Held: The application was dismissed.

(1) If the court was satisfied that it had all the evidence necessary for the proper determination of the question and the parties had had an adequate opportunity to address it in argument, the court should grasp the nettle and decide it. Where it was said that the circumstances in which a document came to be written were relevant to its construction, particularly if they were said to point to a construction which was not that which the document would naturally bear, the respondent had to provide sufficient evidence of those circumstances to enable the court to see that if the relevant facts were established at trial they might have a bearing on the outcome: ICI Chemicals & Polymers Ltd v TTE Training Ltd [2007] EWCA Civ 725 considered.

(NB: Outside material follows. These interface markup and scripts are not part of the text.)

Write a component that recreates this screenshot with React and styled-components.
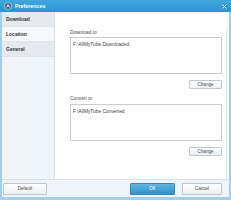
import React from "react";
import styled, { createGlobalStyle } from "styled-components";

const Global = createGlobalStyle`
  html, body { margin: 0; padding: 0; background: #ffffff; }
  body { font-family: "Liberation Sans", Arial, sans-serif; }
  * { box-sizing: border-box; }
`;

const Window = styled.div`
  width: 231px;
  height: 200px;
  display: flex;
  flex-direction: column;
  background: #a3cfe9;
  overflow: hidden;
`;

const TitleBar = styled.div`
  height: 12px;
  flex: none;
  display: flex;
  align-items: center;
  padding: 0 4px 0 4px;
  background: linear-gradient(#3ea8dd, #2d95cf);
  color: #ffffff;
`;

const TitleText = styled.span`
  font-size: 5.3px;
  font-weight: bold;
  line-height: 6px;
  margin-left: 3px;
  flex: 1;
`;

const Body = styled.div`
  flex: 1;
  display: flex;
  margin: 0 2px;
  min-height: 0;
`;

const Sidebar = styled.div`
  width: 53px;
  flex: none;
  background: #f0f5fa;
  border-right: 1px solid #d8dfe6;
  display: flex;
  flex-direction: column;
`;

const NavItem = styled.div`
  height: 15px;
  display: flex;
  align-items: center;
  padding-left: 4px;
  font-size: 5px;
  font-weight: bold;
  color: #333333;
  background: ${(p) => (p.$shade ? "#e6eaee" : "#f6f8fb")};
  border-bottom: 1px solid #dfe4ea;
`;

const Content = styled.div`
  flex: 1;
  background: #ffffff;
  padding: 17px 2px 0 0;
  display: flex;
`;

const Panel = styled.div`
  flex: 1;
  border-right: 1px solid #e4e8ec;
  padding: 1px 4px 0 15px;
  display: flex;
  flex-direction: column;
`;

const Label = styled.div`
  font-size: 4.8px;
  line-height: 6px;
  color: #4a4a4a;
  margin-top: ${(p) => p.$top || 0}px;
`;

const PathBox = styled.div`
  height: 37px;
  margin-top: ${(p) => p.$top || 0}px;
  border: 1px solid #c9cdd2;
  background: #ffffff;
  padding: 4px 2px 0 2px;
  font-size: 4.8px;
  line-height: 6px;
  color: #444444;
`;

const ButtonRow = styled.div`
  display: flex;
  justify-content: flex-end;
  margin-top: 6px;
`;

const Button = styled.div`
  width: ${(p) => p.$w}px;
  height: ${(p) => p.$h || 9}px;
  display: flex;
  align-items: center;
  justify-content: center;
  font-size: 4.6px;
  border-radius: 1px;
  color: ${(p) => (p.$primary ? "#ffffff" : "#4a4a4a")};
  border: 1px solid ${(p) => (p.$primary ? "#3289c0" : "#bcc7d1")};
  background: ${(p) =>
    p.$primary
      ? "linear-gradient(#62b5e0, #3190c9)"
      : "linear-gradient(#ffffff, #ebeff3)"};
`;

const Footer = styled.div`
  height: 18px;
  flex: none;
  margin: 0 2px 3px 2px;
  background: #eef4f9;
  border-top: 1px solid #d6dee6;
  display: flex;
  align-items: center;
  padding: 0 7px 0 1px;
  gap: 7px;
`;

const Spacer = styled.div`
  flex: 1;
`;

const AppIcon = () => (
  <svg width="8" height="8" viewBox="0 0 8 8">
    <circle cx="4" cy="4" r="3.5" fill="#3b5878" stroke="#bcd6e8" strokeWidth="0.8" />
    <path d="M2.3 5.6 L4 2.3 L5.7 5.6 M3 4.5 H5" stroke="#ffffff" strokeWidth="0.7" fill="none" />
  </svg>
);

const CloseIcon = () => (
  <svg width="5" height="5" viewBox="0 0 5 5">
    <path d="M0.6 0.6 L4.4 4.4 M4.4 0.6 L0.6 4.4" stroke="#ffffff" strokeWidth="0.9" />
  </svg>
);

export default function App() {
  return (
    <>
      <Global />
      <Window>
        <TitleBar>
          <AppIcon />
          <TitleText>Preferences</TitleText>
          <CloseIcon />
        </TitleBar>
        <Body>
          <Sidebar>
            <NavItem $shade>Download</NavItem>
            <NavItem>Location</NavItem>
            <NavItem $shade>General</NavItem>
          </Sidebar>
          <Content>
            <Panel>
              <Label>Download to</Label>
              <PathBox $top={1}>F:\AllMyTube Downloaded</PathBox>
              <ButtonRow>
                <Button $w={33}>Change</Button>
              </ButtonRow>
              <Label $top={7}>Convert to</Label>
              <PathBox $top={2}>F:\AllMyTube Converted</PathBox>
              <ButtonRow>
                <Button $w={33}>Change</Button>
              </ButtonRow>
            </Panel>
          </Content>
        </Body>
        <Footer>
          <Button $w={44} $h={12}>Default</Button>
          <Spacer />
          <Button $w={45} $h={12} $primary>OK</Button>
          <Button $w={40} $h={12}>Cancel</Button>
        </Footer>
      </Window>
    </>
  );
}
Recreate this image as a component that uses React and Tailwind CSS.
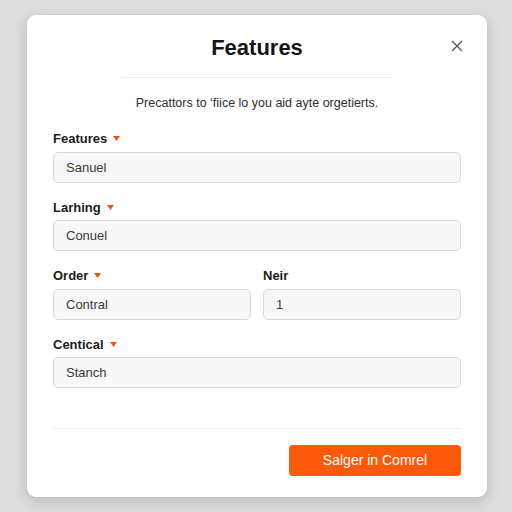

One important difference between the present case and ICI was that here the relevant document (the conveyance) was not available. There was only an official reproduction of the terms of the covenant in the charges section of the land register. No-one had suggested that that was inaccurate. However, there was nothing else, including any definition clauses and any other provisions which would bear on the question of construction, in particular whether the term “vendor” was to include his successors in title, and what was to happen on his death.

(2) The primary problem was the absence of the conveyance itself, rendering the adduction of secondary evidence of much greater importance than it would otherwise be. Moreover, if the matter were to go to trial, there was at least the possibility that further relevant evidence would come to light, partly from the process of disclosure, and partly from the interviewing and following up of potential witnesses. It was improbable that no further relevant evidence would be found. It was also possible that a copy of the missing conveyance might turn up. The application for summary judgment came from the claimant who had to satisfy the court that the case was suitable for such an application. That included satisfying the court that it had all the evidence necessary for the proper determination of the question.

(3) The claimant had pressed the court with a conveyance of adjacent land from J to third parties on 9 November 1983 which had at least potential relevance, as part of the factual matrix in which the conveyance of the day before was made. Despite the proximity in time, and the fact that J was a party to both conveyances, as well as the similarity in language between the covenant in the present case (as set out in the land register) and the equivalent covenant in the conveyance of 9 November 1983, it would not be right for the court to construe the covenant in the land register by reference to the conveyance of 9 November 1983. Each of the two conveyances was the product of a bargain between J on the one hand and entirely separate purchasers on the other, of two different pieces of land, albeit adjacent to each other. Each of the two purchasers might have had completely different motives for purchasing, and completely different ideas of what they wished to do with their new property. Such differences might well have been reflected in the bargains which they made and the terms of the conveyances. The fact that some parts of the conveyances might have been similar or even the same did not mean that they all were, or that expressions used in the one had to mean the same as in the other. The later conveyance did not to any significant extent make up for the absence of the conveyance with which the court was concerned.

Overall, the court was not satisfied that it had all the information needed in order to construe the covenant in its context or that it would be in as good a position as the trial judge would be in due course: Midland Bank plc v Cox McQueen [1999] PNLR 593; [1999] EGCS 12, Three Rivers District Council v Governor and Company of the Bank of England (No 3) [2003] 2 AC 1, Churchill v Temple [2010] EWHC 3369 (Ch); [2011] 1 EGLR 73, Arnold v Britton [2015] EGLR 53 and Wood v Capita Insurance Services Ltd [2017] AC 1173 considered.

Edwin Johnson QC (instructed by Walker Morris LLP) appeared for the claimant; Benjamin Faulkner (instructed by Burges Salmon LLP) appeared for the defendant.